The authors proceed to examine in depth several New Testament passages that use the word gospel in both senses. After establishing some shorthand for the two senses of gospel--the gospel of the kingdom for the wide-angle lens sense, and the "gospel of the cross" for the zoom-lens sense, they summarize their finding and bring the two together with the following points:
     First, there is only one gospel, not two.... There is only one gospel--one message of good news--but the New Testament writers seem to have no problem zooming in and out on that one message, sometimes looking at the whole thing and calling it "gospel," and other times zooming in particularly on forgiveness through Christ and calling that "gospel," too.
     Second, the gospel of the kingdom necessarily includes the gospel of the cross. You cannot proclaim the "full gospel" if you leave out the message of the cross, even if you talk for an hour about all the other blessings God has in store for the redeemed. To do that would be like picking up an armful of leaves and insisting that you're holding a tree. Unless those leaves are connected to the trunk, you don't have a tree; you just have an armful of dead leaves. In the same way, unless the blessings of the gospel of the kingdom are connected to the cross, you don't have a gospel at all. Take a look again at those passages from Matthew and Mark where Jesus preaches the arrival of the kingdom. If you look closely, you'll notice that Jesus never preaches simply "The kingdom of heaven is at hand." He always preaches, "Repent, for the kingdom of heaven is at hand," or, "The kingdom of heaven is at hand; therefore repent and believe the gospel." That is a crucial thing to keep in mind; indeed it is the difference between preaching the gospel and preaching something that is not the gospel at all. To proclaim the inauguration of the kingdom and all the other blessings of God without telling people how they may become partakers of those blessings is to preach a nongospel. Indeed it is to preach an antigospel--bad news--because you're simply explaining wonderful things that your sinful hearers will never have the opportunity to be a part of. The gospel of the kingdom--the broad sense of "gospel"--therefore, is not merely the proclamation of the kingdom. It is the proclamation of the kingdom together with the proclamation that people may enter it by repentance and faith in Christ. Perhaps, in fact, it would be more accurate (though clunky) to speak of the gospel of the cross and the gospel of the kingdom through the cross. And that leads to another point.
     Third, and more specifically, the gospel of the cross is the fountainhead of the gospel of the kingdom. It is the gate through which all the blessings of the kingdom are to be gained. The fact repeated over and over again throughout the New Testament is that the only way a person can become a partaker of the blessings of the kingdom is by coming in faith and repentance to the crucified and risen Lord Jesus for salvation....

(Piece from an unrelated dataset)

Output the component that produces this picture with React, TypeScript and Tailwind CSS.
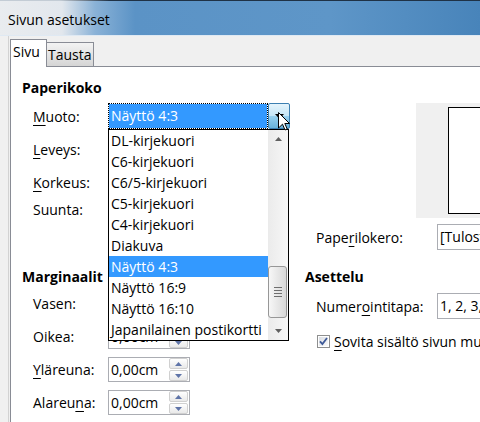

     Incidentally, that's why it makes perfect sense for the New Testament writers to call the gospel of the cross "the gospel," even as they go on calling the whole complex of good news "the gospel" as well. Because the broader blessings of the gospel are attained only by means of forgiveness through the cross, and because those broader blessings are attained infallibly by means of forgiveness through the cross, it's entirely appropriate for the New Testament writers to call forgiveness through the cross--the fountainhead of and gateway to all the rest--"the gospel." That's also why we never see the New Testament calling any other single promise of God to the redeemed "the gospel." For example, we never see the promise of the new creation called "the gospel." Nor do we see reconciliation between humans called "the gospel." But we do see reconciliation between man and God called "the gospel" precisely because it is the one blessing that leads to all the rest.
     --Kevin DeYoung and Gregory D. Gilbert, What is the Mission of the Church? Making Sense of Social Justice, Shalom, and the Great Commission, Wheaton, IL: Crossway (2011), pp. 92-94, 106-109. Italics original, bolding added.